Though she has used many mediums in the past, Freeman primarily works in Photoshop when illustrating children's books, even when sketching out early drafts of pages. She begins with a manuscript of the text and an idea of how the text and illustrations will be laid out. Freeman values research when beginning new projects, especially when illustrating biographies. Before the internet, she frequented the New York Public Library picture file, where she could find images of just about anything she could need. Freeman enjoys illustrating for biographies because she likes to learn about the people she's depicting, and she hopes the children who read these stories will be able to see themselves in these influential figures. She describes her style as being fairly true to life, while still feeling playful. Her experimenting with colors and textures give her illustrations a collage feel.

== List of works ==

=== Illustrator and author ===

- Natalie's Hair Was Wild!
- Here We Go Looby Loo
- If You're Happy and You Know It

=== Illustrator ===

- A Seat at the Table: The Nancy Pelosi Story by Elisa Boxer (2022)
- Kwame Nkrumah's Midnight Speech for Independence By Useni Eugene Perkins (2022)
- Ida B. Wells, Voice of Truth by Michelle Duster (2022)
- The Faith of Elijah Cummings: The North Star of Equal Justice by Carole Boston Weatherford (2022)
- Standing on Her Shoulders by Monica Clark-Robinson (2021)
- Stompin' at The Savoy by Moira Rose Donahue (2021)
- The Highest Tribute by Kekla Magoon (2021)
- Kamala Harris: Rooted in Justice by Nikki Grimes (2021)
- Follow Chester!

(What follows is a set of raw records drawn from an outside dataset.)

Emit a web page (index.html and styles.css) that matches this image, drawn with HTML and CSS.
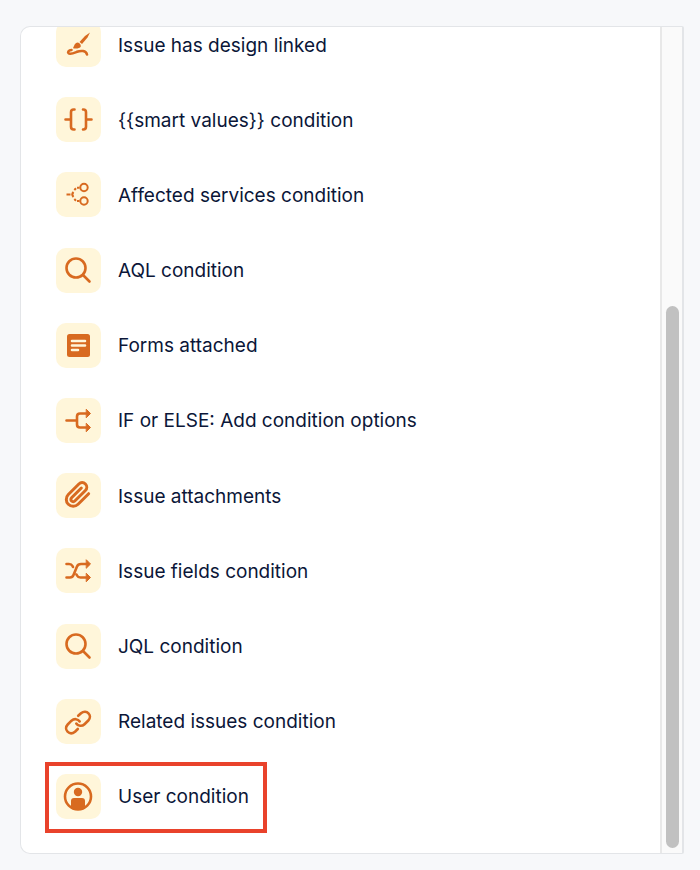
FILE: index.html
```html
<!DOCTYPE html>
<html lang="en">
<head>
    <meta charset="UTF-8" />
    <meta name="viewport" content="width=device-width, initial-scale=1.0" />
    <title>Conditions</title>
    <link rel="stylesheet" href="styles.css">
</head>
<body>
<main class="panel">
    <ul class="condition-list">
        <li>
            <button class="condition" type="button">
                <span class="tile">
                    <svg viewBox="0 0 45 45">
                        <path class="solid" d="M34 10.500L31.500 15.500L26 22L23.500 20L29 14Z" />
                        <path class="solid" d="M22 20.500Q25 21.500 24.800 24.500Q23.500 27 17.500 26.500Q16.500 26 18 24Q19 20.500 22 20.500Z" />
                        <path d="M15.500 28C12.500 28.300 11.500 30 12.500 31.200C14 32.800 18 31 21 29.800C25 28.300 30 28.500 31 32.500" />
                    </svg>
                </span>
                <span class="label">Issue has design linked</span>
            </button>
        </li>
        <li>
            <button class="condition" type="button">
                <span class="tile">
                    <svg viewBox="0 0 45 45">
                        <path d="M18.500 12.500H17.700Q15 12.500 15 15.200V29.800Q15 32.500 17.700 32.500H18.500M9.500 22.500H15M27 12.500H27.300Q30 12.500 30 15.200V29.800Q30 32.500 27.300 32.500H27M30 22.500H35.500" />
                    </svg>
                </span>
                <span class="label">{{smart values}} condition</span>
            </button>
        </li>
        <li>
            <button class="condition" type="button">
                <span class="tile">
                    <svg class="thin" viewBox="0 0 45 45">
                        <circle cx="28" cy="15.500" r="3.700" />
                        <circle cx="28" cy="29" r="3.700" />
                        <path d="M10.500 22.500H14.500M17.500 20Q15 22.500 17.500 25M18.300 18L20 16.300M21 15.700H23.500M18.300 27L20 28.700M21 29H23.500" />
                    </svg>
                </span>
                <span class="label">Affected services condition</span>
            </button>
        </li>
        <li>
            <button class="condition" type="button">
                <span class="tile">
                    <svg viewBox="0 0 45 45">
                        <circle cx="20" cy="20" r="9.500" />
                        <path d="M27 27L33.500 33.500" />
                    </svg>
                </span>
                <span class="label">AQL condition</span>
            </button>
        </li>
        <li>
            <button class="condition" type="button">
                <span class="tile">
                    <svg viewBox="0 0 45 45">
                        <rect class="solid" x="11" y="11" width="23" height="23" rx="2.500" />
                        <path class="cutout" d="M16 18H29M16 22.500H29M16 27H22" />
                    </svg>
                </span>
                <span class="label">Forms attached</span>
            </button>
        </li>
        <li>
            <button class="condition" type="button">
                <span class="tile">
                    <svg viewBox="0 0 45 45">
                        <path d="M10.500 22.500H21M31 15.500H24Q21 15.500 21 18.500V26.500Q21 29.500 24 29.500H31" />
                        <path class="tip" d="M30.500 11.500L34.500 15.500L30.500 19.500ZM30.500 25.500L34.500 29.500L30.500 33.500Z" />
                    </svg>
                </span>
                <span class="label">IF or ELSE: Add condition options</span>
            </button>
        </li>
        <li>
            <button class="condition" type="button">
                <span class="tile">
                    <svg viewBox="0 0 45 45">
                        <path transform="translate(8 8) scale(1.15)" d="M21.440 11.050l-9.190 9.190a6 6 0 0 1-8.490-8.490l9.190-9.190a4 4 0 0 1 5.660 5.660l-9.200 9.190a2 2 0 0 1-2.830-2.830l8.490-8.480" />
                    </svg>
                </span>
                <span class="label">Issue attachments</span>
            </button>
        </li>
        <li>
            <button class="condition" type="button">
                <span class="tile">
                    <svg viewBox="0 0 45 45">
                        <path d="M10.500 16H13Q15.500 16 16.500 18L17 19M10.500 29.500H14Q16.500 29.500 17.500 27L21 18.500Q22 16 25 16H31M20.500 26.500L21 27.500Q22 29.500 24.500 29.500H31" />
                        <path class="tip" d="M30.500 12L34.500 16L30.500 20ZM30.500 25.500L34.500 29.500L30.500 33.500Z" />
                    </svg>
                </span>
                <span class="label">Issue fields condition</span>
            </button>
        </li>
        <li>
            <button class="condition" type="button">
                <span class="tile">
                    <svg viewBox="0 0 45 45">
                        <circle cx="20" cy="20" r="9.500" />
                        <path d="M27 27L33.500 33.500" />
                    </svg>
                </span>
                <span class="label">JQL condition</span>
            </button>
        </li>
        <li>
            <button class="condition" type="button">
                <span class="tile">
                    <svg viewBox="0 0 45 45">
                        <path d="M22.200 16.800L25 14.200C30.500 9.800 37 16.500 32.300 21.500L28.500 25.200C26 27.600 22 27.200 20.300 24.500" />
                        <path d="M21.800 30L19 32.700C13.500 37 7 30.500 11.700 25.500L15.500 21.700C18 19.400 22 19.700 23.700 22.500" />
                    </svg>
                </span>
                <span class="label">Related issues condition</span>
            </button>
        </li>
        <li>
            <button class="condition highlighted" type="button">
                <span class="tile">
                    <svg viewBox="0 0 45 45">
                        <circle cx="22" cy="22.500" r="13" />
                        <circle class="solid" cx="22" cy="18" r="4.200" />
                        <path class="solid" d="M15 33V27Q15 24 18 24H26Q29 24 29 27V33Q26 35.500 22 35.500Q18 35.500 15 33Z" />
                    </svg>
                </span>
                <span class="label">User condition</span>
            </button>
        </li>
    </ul>
    <div class="scrollbar">
        <div class="thumb"></div>
    </div>
</main>
</body>
</html>
```

FILE: styles.css
```css
* {
  box-sizing: border-box;
}

body {
  margin: 0;
  height: 100vh;
  padding: 26px 16px 16px 20px;
  font-family: Inter, sans-serif;
  background-color: #f7f8fa;
  color: #0b1638;
}

.panel {
  display: flex;
  height: 100%;
  background-color: white;
  border: 1px solid #e3e5e8;
  border-right-width: 2px;
  border-radius: 10px 2px 2px 10px;
  overflow: hidden;
}

/* scrolled to the end, so the first row is cut off at the top */
.condition-list {
  flex: 1;
  display: flex;
  flex-direction: column;
  justify-content: space-between;
  list-style: none;
  margin: -5px 0 0;
  padding: 0 35px 34px;
}

.condition {
  position: relative;
  display: flex;
  align-items: center;
  gap: 17px;
  padding: 0;
  border: 0;
  background: none;
  color: inherit;
  font: inherit;
  font-size: 19px;
  line-height: 24px;
  cursor: pointer;
}

.label {
  padding-top: 2px;
}

.tile {
  width: 45px;
  height: 45px;
  border-radius: 10px;
  background-color: #fff6da;
}

.tile svg {
  display: block;
  width: 100%;
  height: 100%;
  fill: none;
  stroke: #d86a20;
  stroke-width: 2.6;
  stroke-linecap: round;
  stroke-linejoin: round;
}

.tile svg.thin {
  stroke-width: 2;
  stroke-linecap: butt;
}

.tile .solid {
  fill: #d86a20;
  stroke: none;
}

.tile .tip {
  fill: #d86a20;
  stroke-width: 1;
}

.tile .cutout {
  stroke: #fff6da;
}

.highlighted::after {
  content: "";
  position: absolute;
  inset: -12px -18px -14px -11px;
  border: 4px solid #e9422b;
}

.scrollbar {
  width: 22px;
  display: flex;
  flex-direction: column;
  justify-content: flex-end;
  align-items: center;
  padding-bottom: 5px;
  background-color: #fafafa;
  border-left: 2px solid #e8e8e8;
}

.thumb {
  width: 13px;
  height: 66%;
  border-radius: 7px;
  background-color: #c1c1c1;
}
```
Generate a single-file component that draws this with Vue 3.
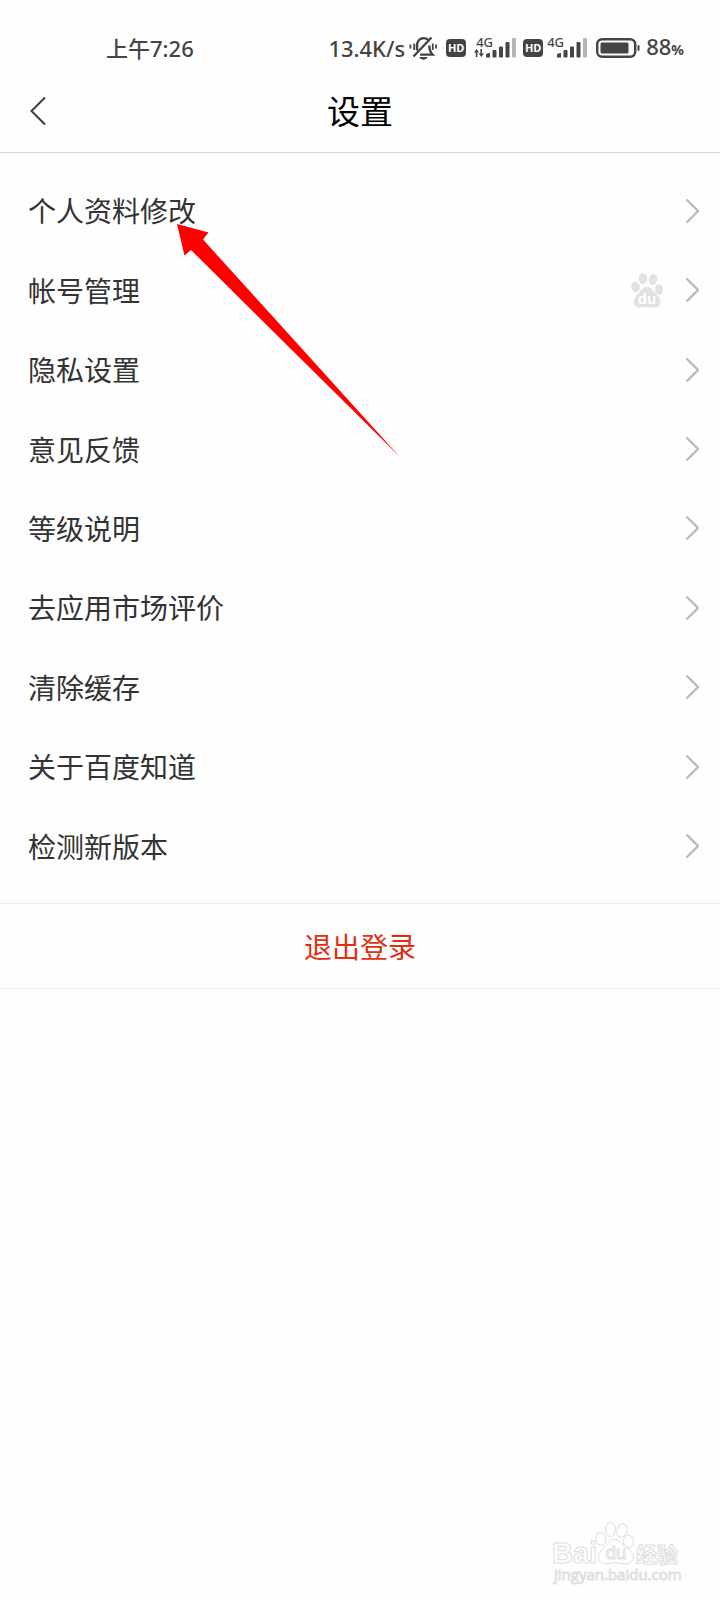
<template>
  <div class="page">
    <div class="status-bar">
      <span class="clock">上午7:26</span>
      <div class="indicators">
        <span class="speed">13.4K/s</span>
        <svg class="bell" viewBox="0 0 28 24" width="28" height="24" fill="none" stroke="#444" stroke-width="2.400">
          <path d="M8 14.500C8.200 13 8 12 8 10C8 5.500 10.500 2.500 14 2.200C16.500 2 18.500 2.800 20 4.500M20.300 9.500C20.300 14 21 16 23.500 18.600H11M4.500 20.500L22.500 1.500" />
          <path d="M5.200 7.500V14M1.400 8.500V12.500M23.800 7.500V14M27 8.500V12.500" stroke-width="1.800" />
          <path d="M10.500 21H18.500C17.500 24.500 11.500 24.500 10.500 21Z" fill="#444" stroke="none" />
        </svg>
        <template v-for="sim in sims" :key="sim.id">
          <span class="hd">HD</span>
          <div class="signal" :class="{ active: sim.active }">
            <span class="net">4G</span>
            <svg v-if="sim.active" class="traffic" viewBox="0 0 10 8" width="10" height="8">
              <path d="M2.500 0L5 3.500H3.400V8H1.800V3.500H0Z M7.300 8L4.800 4.500H6.400V0H8V4.500H10Z" fill="#444" />
            </svg>
            <svg class="bars" viewBox="0 0 30 20" width="30" height="20">
              <g fill="#444">
                <path d="M0 19.500V17Q0 15 4 15V19.500Z" />
                <rect x="6.500" y="12" width="4" height="7.500" rx="1" />
                <rect x="13" y="8.500" width="4" height="11" rx="1" />
                <rect x="19.500" y="4" width="4" height="15.500" rx="1" />
              </g>
              <rect x="26" y="0" width="4" height="19.500" rx="1" fill="#b5b5b5" />
            </svg>
          </div>
        </template>
        <svg class="battery" viewBox="0 0 44 20" width="44" height="20">
          <rect x="1.200" y="1.200" width="38" height="17.600" rx="5" fill="none" stroke="#444" stroke-width="2.400" />
          <rect x="4.500" y="4.500" width="28" height="11" rx="1.500" fill="#444" />
          <rect x="41.500" y="7" width="2" height="6" rx="1" fill="#444" />
        </svg>
        <span class="level">88<small>%</small></span>
      </div>
    </div>

    <header class="nav">
      <button class="back" type="button" aria-label="返回">
        <svg viewBox="0 0 16 30" width="16" height="30">
          <path d="M15 1.500L1.500 15L15 28.500" fill="none" stroke="#3c3c3c" stroke-width="2" />
        </svg>
      </button>
      <h1>设置</h1>
    </header>

    <main>
      <ul class="menu">
        <li v-for="item in items" :key="item.label">
          <button class="row" type="button">
            <span class="label">{{ item.label }}</span>
            <svg v-if="item.badge" class="paw" viewBox="0 0 32 35" width="32" height="35">
              <g fill="#e2e2e2">
                <ellipse cx="4.500" cy="14" rx="4.200" ry="5.300" transform="rotate(-12 4.500 14)" />
                <ellipse cx="12" cy="5.700" rx="4.200" ry="5.500" />
                <ellipse cx="22" cy="6.500" rx="4.200" ry="5.500" transform="rotate(14 22 6.500)" />
                <ellipse cx="28" cy="16.500" rx="4" ry="5.300" />
                <path d="M16 14C20.500 14 22 17.500 24.500 20.500C27.500 23.500 30 26 29.300 30.500C28.500 34.500 25 35 21.500 34.500C17.500 34 14.500 34 10.500 34.500C6.500 35 3.500 34 2.800 30.500C2 26 4.500 23.500 7.500 20.500C10 17.500 11.500 14 16 14Z" />
              </g>
              <text x="16" y="31" text-anchor="middle" fill="#fff" class="paw-text">du</text>
            </svg>
            <svg class="chevron" viewBox="0 0 14 26" width="14" height="26">
              <path d="M1.500 1.500L13 13L1.500 24.500" fill="none" stroke="#bbb" stroke-width="2.400" />
            </svg>
          </button>
        </li>
      </ul>
      <button class="logout" type="button">退出登录</button>
    </main>

    <footer class="watermark">
      <svg viewBox="0 0 132 66" width="132" height="66" fill="#fff" stroke="#dedede" stroke-width="1">
        <text x="0" y="42" class="wm-brand">Bai</text>
        <ellipse cx="49" cy="18" rx="5" ry="6.500" transform="rotate(-8 49 18)" />
        <ellipse cx="58.500" cy="8.500" rx="5" ry="7" />
        <ellipse cx="70" cy="9.500" rx="5" ry="7" transform="rotate(15 70 9.500)" />
        <ellipse cx="76.500" cy="20.500" rx="5" ry="6.300" />
        <path d="M63 18.500C68 18.500 70 23 74 26.500C78 30 82 32 81.500 37C80 42.500 74 43.500 70 42.500C66 41.500 60 41.500 56 42.500C51 43.500 47 42 46.500 37C46 32 49 30 52.500 26.500C56 23 57.500 18.500 63 18.500Z" />
        <text x="64" y="38" text-anchor="middle" class="wm-du">du</text>
        <text x="84" y="41" class="wm-cn">经验</text>
        <text x="2" y="59" class="wm-url">jingyan.baidu.com</text>
      </svg>
    </footer>

    <svg class="pointer" viewBox="0 0 222 232" width="222" height="232" aria-hidden="true">
      <path d="M0 0L31.500 8.500L26 15.500L222 232L14 26L7.500 31.500Z" fill="#fe0000" />
    </svg>
  </div>
</template>

<script setup>
const sims = [
  { id: 1, active: true },
  { id: 2, active: false },
];

const items = [
  { label: '个人资料修改' },
  { label: '帐号管理', badge: true },
  { label: '隐私设置' },
  { label: '意见反馈' },
  { label: '等级说明' },
  { label: '去应用市场评价' },
  { label: '清除缓存' },
  { label: '关于百度知道' },
  { label: '检测新版本' },
];
</script>

<style>
body {
  background: #fefefe;
}
</style>

<style scoped>
.page {
  position: relative;
  display: flex;
  flex-direction: column;
  min-height: 100vh;
  font-family: "Noto Sans", "Noto Sans CJK SC", sans-serif;
  color: #333;
}

button {
  padding: 0;
  border: 0;
  background: none;
  font: inherit;
  color: inherit;
  cursor: pointer;
}

svg {
  display: block;
  flex-shrink: 0;
}

.status-bar {
  display: flex;
  justify-content: space-between;
  align-items: center;
  height: 32px;
  padding: 32px 36px 8px 106px;
  font-size: 22px;
  line-height: 32px;
  font-weight: 500;
  color: #444;
}

.indicators {
  display: flex;
  align-items: center;
}

.bell {
  margin: 0 9px 0 4px;
}

.hd {
  width: 20px;
  height: 18px;
  border-radius: 4px;
  background: #444;
  color: #fff;
  font-size: 11px;
  font-weight: 700;
  line-height: 18px;
  text-align: center;
}

.signal {
  position: relative;
  display: flex;
  justify-content: flex-end;
  width: 30px;
  margin: 0 9px 0 14px;
}

.signal.active {
  margin: 0 7px 0 20px;
}

.net {
  position: absolute;
  top: -2px;
  left: -10px;
  font-size: 13px;
  line-height: 13px;
}

.traffic {
  position: absolute;
  left: -12px;
  bottom: 1px;
}

.battery {
  margin-right: 6px;
}

.level small {
  font-size: 14px;
  font-weight: 700;
}

.nav {
  position: relative;
  display: flex;
  justify-content: center;
  align-items: center;
  height: 80px;
  border-bottom: 1px solid #d9d9d9;
}

.back {
  position: absolute;
  left: 30px;
  top: 24px;
}

h1 {
  margin: 0;
  font-size: 33px;
  line-height: 40px;
  font-weight: 400;
  color: #000;
}

.menu {
  display: flex;
  flex-direction: column;
  min-height: 715px;
  margin: 0;
  padding: 18px 0 17px;
  list-style: none;
}

.menu li {
  display: flex;
  flex: 1;
}

.row {
  display: flex;
  align-items: center;
  width: 100%;
  padding: 0 21px 0 28px;
  font-size: 28px;
  line-height: 40px;
  text-align: left;
}

.label {
  flex: 1;
  padding-top: 1px;
}

.paw {
  margin-right: 22px;
}

.paw-text {
  font: 700 15px "Liberation Sans", sans-serif;
}

.logout {
  width: 100%;
  height: 86px;
  padding-top: 2px;
  border-top: 1px solid #eee;
  border-bottom: 1px solid #eee;
  font-size: 28px;
  line-height: 40px;
  color: #e03010;
}

.watermark {
  display: flex;
  justify-content: flex-end;
  margin-top: auto;
  padding: 0 36px 13px 0;
}

.wm-brand {
  font: 700 29px "Liberation Sans", sans-serif;
}

.wm-du {
  font: 400 19px "Liberation Sans", sans-serif;
}

.wm-cn {
  font: 700 21px "Noto Sans CJK SC", sans-serif;
}

.wm-url {
  font: 400 15px "Open Sans", sans-serif;
}

.pointer {
  position: absolute;
  left: 177px;
  top: 224px;
  pointer-events: none;
}
</style>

A College Football Team Fights Racism and Makes History by Gloria Respress-Churchwell
- Pies from Nowhere: How Georgia Gilmore Sustained The Montgomery Bus Boycott by Dee Romito
- Fancy Party Gowns: The Story of Fashion Designer Ann Cole Lowe by Deborah Blumenthal
- Hidden Figures (by Margot Lee Shetterly, 2017)
- Althea Gibson: The Story of Tennis' Fleet-of-Foot Girl (by Megan Reid, 2020)
- Dream Builder: The Story of Architect Philip Freelon (by Kelly Starling Lyons, 2020)
- A Voice Named Aretha (by Katheryn Russel-Brown, 2020)
- Biddy Mason Speaks Up (by Arisa White and Laura Atkins)
- The Carver Chronicles Series (by Karen English)
  1. Dog Days (?)
  2. Skateboard Party (2015)
  3. Don't Feed the Geckos! (?)
  4. Problemas en la Casa de la Lado (?)
  5. The New Kid (?)
  6. Pizza Party (?)
- Nikki and Deja Series (by Karen English)
  - Nikki and Deja (2007)
  - Birthday Blues (2010)
  - The Newsy News Newsletter (2011)
  - Election Madness (2011)
- Pies from Nowhere: How Georgia Gilmore Sustained the Montgomery Bus Boycott (by Dee Romito)
- Friends I Love to Keep (by Wade Hudson)
- Sights I Love to See (by Cheryl Willis Hudson)
- Songs I Love to Sing (by Cheryl Willis Hudson)
- Jazz Baby (by Carole Boston Weatherford)
- L Is for Liberty (by Wendy Cheyette Lewison)

== List of clients ==

- Bloomsbury Books
- Clarion Books
- Disney/Jump at the Sun
- Evergreen Flag & Garden
- HarperCollins
- Highlights
- Homefires Rugs
- Lee & Low Books
- Little Bee Books
- National Geographic Books
- The National Law Journal
- New York
- The New York Times
- Scholastic Magazines
- Toland Flags
- United Methodist Publishing

== Honors and awards ==

- 2019 Coretta Scott King Illustrator Honor (Hidden Figures)
- 2019 NAACP Image Award for Outstanding Literary Work for Children (Hidden Figures)
- 2019 SCBWI Crystal Kite Award (Pies from Nowhere)
- 2018 Selected as a "Children's Book All Young Georgians Should Read" (Hidden Figures)
- 2018 American Illustration AI37
- 2017 Communications Arts Illustration Annual
- 6 Junior Library Guild Selections (Nikki & Deja and The Carver Chronicles)
- 2009 Chicago Public Library Best of the Best Book Award Honor (Birthday Blues)
- 2004 Seal of Excellence - Creative Child magazine (A Wild Cowboy)

== Current life ==
Today, Freeman lives with her family in Atlanta, Georgia.

To encourage those who dream of becoming writers or illustrators, Freeman says the key is to be persistent and to put in the hours to achieve those dreams.